Há também uma clara intenção de fazer com que o espectador se sinta cúmplice — como se estivesse, de fato, “lá”. Essa experiência imersiva é reforçada pela fotografia sombria e pela montagem que alterna momentos de calma com explosões de violência.

O impacto emocional é profundo. Você Estava Lá não busca oferecer conforto ou esperança imediata. Pelo contrário, ela nos obriga a confrontar as consequências da apatia. E é exatamente por isso que a série merece ser assistida e debatida.

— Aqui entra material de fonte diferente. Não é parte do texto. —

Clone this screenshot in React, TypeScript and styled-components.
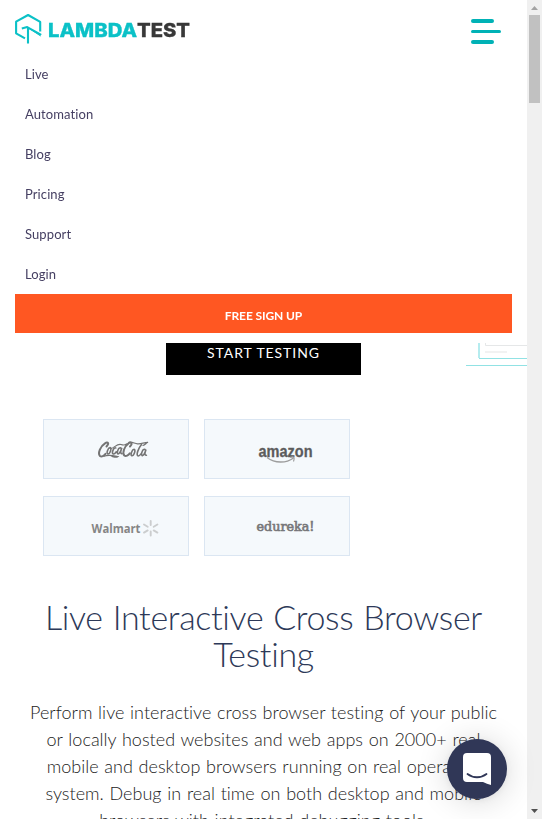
import React from "react";
import styled, { createGlobalStyle } from "styled-components";

const GlobalStyle = createGlobalStyle`
  * { box-sizing: border-box; }
  html, body { margin: 0; padding: 0; background: #fff; overflow: hidden; }
  body { font-family: Lato, "Open Sans", sans-serif; font-variant-ligatures: none; }
  h1, p { margin: 0; font-weight: 300; }
  svg { display: block; }
`;

const Window = styled.div`
  position: relative;
  display: grid;
  grid-template-columns: 1fr 15px;
  height: 819px;
  overflow: hidden;
`;

const Page = styled.div`
  min-width: 0;
  height: 819px;
  overflow: hidden;
`;

const Header = styled.header`
  height: 343px;
  padding: 0 15px 10px;
  background: #fff;
  will-change: transform;
`;

const Bar = styled.div`
  display: flex;
  justify-content: space-between;
  align-items: flex-start;
  height: 54px;
`;

const MenuButton = styled.button`
  display: flex;
  flex-direction: column;
  gap: 7px;
  width: 30px;
  margin: 19px 11px 0 0;
  padding: 0;
  border: 0;
  background: none;
`;

const Stroke = styled.span<{ $width: number }>`
  width: ${(p) => p.$width}px;
  height: 3.7px;
  border-radius: 2px;
  background: #00b2b6;
`;

const Nav = styled.nav`
  display: flex;
  flex-direction: column;
`;

const NavLink = styled.a`
  height: 40px;
  padding-left: 10px;
  font-size: 13px;
  line-height: 40px;
  letter-spacing: 0.1px;
  color: #453f62;
`;

const SignUp = styled.a`
  height: 39px;
  font-size: 12px;
  font-weight: 700;
  line-height: 43px;
  letter-spacing: -0.1px;
  text-align: center;
  color: #fff;
  background: #ff5722;
`;

const Hero = styled.section`
  display: grid;
  grid-template-columns: 166px 195px 1fr;
  height: 76px;
`;

const StartButton = styled.a`
  grid-column: 2;
  height: 32px;
  overflow: hidden;
  font-size: 14px;
  line-height: 20px;
  letter-spacing: 0.92px;
  text-align: center;
  color: #fff;
  background: #000;
`;

const Illustration = styled.svg`
  justify-self: end;
`;

const Clients = styled.div`
  display: grid;
  grid-template-columns: 146px 146px;
  grid-auto-rows: 60px;
  gap: 17px 15px;
  margin-left: 43px;
`;

const Client = styled.div`
  border: 1px solid #dbe6f2;
  background: #f5f9fc;
`;

const Title = styled.h1`
  margin-top: 42px;
  font-size: 34px;
  line-height: 37.4px;
  letter-spacing: -0.32px;
  word-spacing: 1px;
  text-align: center;
  color: #2d3958;
`;

const Lead = styled.p`
  margin-top: 26px;
  padding: 0 28px;
  font-size: 18px;
  line-height: 27px;
  letter-spacing: 0.02px;
  word-spacing: 0.8px;
  text-align: center;
  color: #222;
`;

const ScrollTrack = styled.div`
  display: flex;
  flex-direction: column;
  justify-content: space-between;
  background: #f0f0f0;
`;

const ScrollThumb = styled.div`
  width: 11px;
  height: 88px;
  margin: 0 2px;
  background: #c1c1c1;
`;

const Chat = styled.button`
  position: absolute;
  left: 447px;
  top: 739px;
  width: 60px;
  height: 60px;
  padding: 0;
  border: 0;
  border-radius: 50%;
  background: #303757;
  box-shadow: 0 1px 6px rgba(0, 0, 0, 0.06), 0 2px 32px rgba(0, 0, 0, 0.16);
`;

const Logo = () => (
  <svg width="176" height="46" viewBox="0 0 176 46" role="img" aria-label="LambdaTest">
    <g fill="none" stroke="#0bc1c7" strokeWidth="2.1" strokeLinejoin="round">
      <path d="M10 38.400 1.100 33.300V21.700L13.100 15l12.100 6.900v9.500" />
      <path d="M6.800 28.600 12.200 27.100 26.200 34.900M13 27.500V43.600" />
      <path d="M12.200 27.100 25.600 36" strokeWidth="1" />
    </g>
    <g fontFamily="Inter, sans-serif" fontWeight="800" fontSize="19.3" strokeWidth=".3">
      <text x="33" y="37" textLength="89" lengthAdjust="spacingAndGlyphs" fill="#0bc1c7" stroke="#0bc1c7">LAMBDA</text>
      <text x="122" y="37" textLength="53" lengthAdjust="spacingAndGlyphs" fill="#383838" stroke="#383838">TEST</text>
    </g>
  </svg>
);

const CocaCola = () => (
  <svg width="144" height="58" viewBox="0 0 144 58" role="img" aria-label="Coca-Cola" fill="none" stroke="#747474" strokeLinecap="round">
    <path strokeWidth="2" d="M62.500 26.500c3-3 1.500-5-1.500-3.200-4.500 2.700-7.500 10.200-5 12.700 1.700 1.400 4-.2 5.500-2.200" />
    <path strokeWidth="2" d="M86 26.500c3-3 1-5-1.500-3.200-4 2.700-6.500 9.700-4.200 12.200 1.700 1.400 4-.2 5.500-2.200" />
    <path strokeWidth="1.600" d="M66 27.500c-2 .3-4 6-2.200 6.500 2 .3 4.500-6.200 2.200-6.500M71.800 28c-1.600-1.600-4.500 4.500-2.800 5.800 1.200.7 2.500-.9 3.300-2M76.800 28c-2-1.200-4.500 4.500-2.900 5.900 1.400.7 3.400-3.900 3.900-6-1 2.700-2 5.700.2 5.700M90 29.300c-2 .3-4 6-2.200 6.500 2 .3 4.500-6.200 2.200-6.500M97.500 24.500c-3 3.500-6 11-3.300 11.500 1 0 2-1 2.500-2M101 29.500c-2-1.200-4.500 4.500-2.900 6 1.400.7 3.400-3.900 3.900-6-1 2.700-2 5.900.4 5.700" />
    <path strokeWidth="1.200" d="M66 28.500c3 1 7-5.500 11-4 2 .7 4 .7 5.500-.5M85 22.300c3-.8 5.500 1.200 8.500 1.500 4 .4 6-1.300 10.500-1.500-2 1-3 2.700-5 3.200M60 36.300c4-2 8-1 14 .2-1.500 1.200-5 .8-7-.8" />
  </svg>
);

const Amazon = () => (
  <svg width="144" height="58" viewBox="0 0 144 58" role="img" aria-label="Amazon">
    <text x="53.500" y="36.500" textLength="54" lengthAdjust="spacingAndGlyphs" fontFamily="Liberation Sans, sans-serif" fontWeight="700" fontSize="17" fill="#5c5c5c" stroke="#5c5c5c" strokeWidth=".3">amazon</text>
    <g fill="none" stroke="#9d9d9d">
      <path strokeWidth="1.500" d="M62 37.500c8 6 19 6 26.500.5" />
      <path strokeWidth="1.100" d="M85 37.300c4-1 5-.5 3.500 4.200" />
    </g>
  </svg>
);

const Walmart = () => (
  <svg width="144" height="58" viewBox="0 0 144 58" role="img" aria-label="Walmart">
    <text x="47.500" y="36" textLength="49" lengthAdjust="spacingAndGlyphs" fontFamily="Open Sans, sans-serif" fontWeight="700" fontSize="13" fill="#858585">Walmart</text>
    <path d="M106.700 24v4M106.700 34.500v4M100 27.500l3.700 2.200M109.700 33.400l3.700 2.200M100 35.600l3.700-2.200M109.700 29.700l3.700-2.200" stroke="#cbcdce" strokeWidth="1.900" strokeLinecap="round" />
  </svg>
);

const Edureka = () => (
  <svg width="144" height="58" viewBox="0 0 144 58" role="img" aria-label="edureka!">
    <text x="51.500" y="34" textLength="58" lengthAdjust="spacingAndGlyphs" fontFamily="DejaVu Serif, serif" fontWeight="400" fontSize="12" fill="#77777a" stroke="#77777a" strokeWidth=".6">edureka!</text>
  </svg>
);

const Arrow = ({ down = false }: { down?: boolean }) => (
  <svg width="15" height="15" viewBox="0 0 15 15">
    <path d={down ? "M4 5h7l-3.500 4z" : "M4 10h7L7.500 6z"} fill={down ? "#505050" : "#a3a3a3"} />
  </svg>
);

const links = ["Live", "Automation", "Blog", "Pricing", "Support", "Login"];

export default function App() {
  return (
    <>
      <GlobalStyle />
      <Window>
        <Page>
          <Header>
            <Bar>
              <Logo />
              <MenuButton aria-label="Menu">
                <Stroke $width={23} />
                <Stroke $width={30} />
                <Stroke $width={23} />
              </MenuButton>
            </Bar>
            <Nav>
              {links.map((label) => <NavLink key={label}>{label}</NavLink>)}
              <SignUp>FREE SIGN UP</SignUp>
            </Nav>
          </Header>
          <Hero>
            <StartButton>START TESTING</StartButton>
            <Illustration width="61" height="32" viewBox="0 0 61 32" fill="none">
              <path d="M19.500 0v2.500H61" stroke="#e5e7e8" />
              <path d="M19 9h22" stroke="#f2f2f2" strokeWidth="2" />
              <path d="M13 0v15" stroke="#b5ecef" strokeWidth="2" />
              <path d="M13 15.500h48M0 22.500h61" stroke="#91e2e4" />
            </Illustration>
          </Hero>
          <Clients>
            <Client><CocaCola /></Client>
            <Client><Amazon /></Client>
            <Client><Walmart /></Client>
            <Client><Edureka /></Client>
          </Clients>
          <Title>Live Interactive Cross Browser Testing</Title>
          <Lead>
            Perform live interactive cross browser testing of your public or locally hosted websites and web apps on
            2000+ real mobile and desktop browsers running on real operating system. Debug in real time on both desktop
            and mobile browsers with integrated debugging tools.
          </Lead>
        </Page>
        <ScrollTrack>
          <div>
            <Arrow />
            <ScrollThumb />
          </div>
          <Arrow down />
        </ScrollTrack>
        <Chat aria-label="Open chat">
          <svg width="60" height="60" viewBox="0 0 60 60">
            <path d="M20 14h20q4 0 4 4v28q-4-1-8-3H20q-4 0-4-4V18q0-4 4-4z" fill="#fff" />
            <path d="M20.500 35c5.500 4.300 13.500 4.300 19 0" fill="none" stroke="#303757" strokeWidth="1.800" strokeLinecap="round" />
          </svg>
        </Chat>
      </Window>
    </>
  );
}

Uma crítica social disfarçada de thriller

No fim das contas, Você Estava Lá não é apenas um drama sobre vingança ou dor. É uma crítica social potente, que questiona o papel da sociedade diante da violência contra a mulher. A produção coreana transforma um enredo policial em um espelho incômodo, mostrando que, muitas vezes, o verdadeiro vilão não é apenas o agressor, mas também quem escolhe não agir.

Ao mesmo tempo, o dorama se encaixa perfeitamente na tendência atual das produções coreanas que combinam drama social com suspense psicológico, como vimos em The Glory e Minha Liberação. Esse tipo de narrativa tem conquistado cada vez mais espaço nos catálogos de streaming, mostrando que o público está aberto a histórias que desafiam e sensibilizam.

Conclusão: um drama necessário e corajoso

Apesar de seus tropeços na reta final, Você Estava Lá é uma das produções mais relevantes da Netflix no gênero dorama. Sua capacidade de unir entretenimento e denúncia é rara e poderosa. A série consegue equilibrar emoção, tensão e crítica social de maneira inteligente, convidando o espectador a refletir sobre o que significa realmente estar presente — ou se omitir — diante da dor alheia.

Com atuações memoráveis e uma mensagem que ecoa muito além da tela, Você Estava Lá é um lembrete doloroso, porém necessário, de que o silêncio é uma escolha — e que, muitas vezes, essa escolha custa vidas.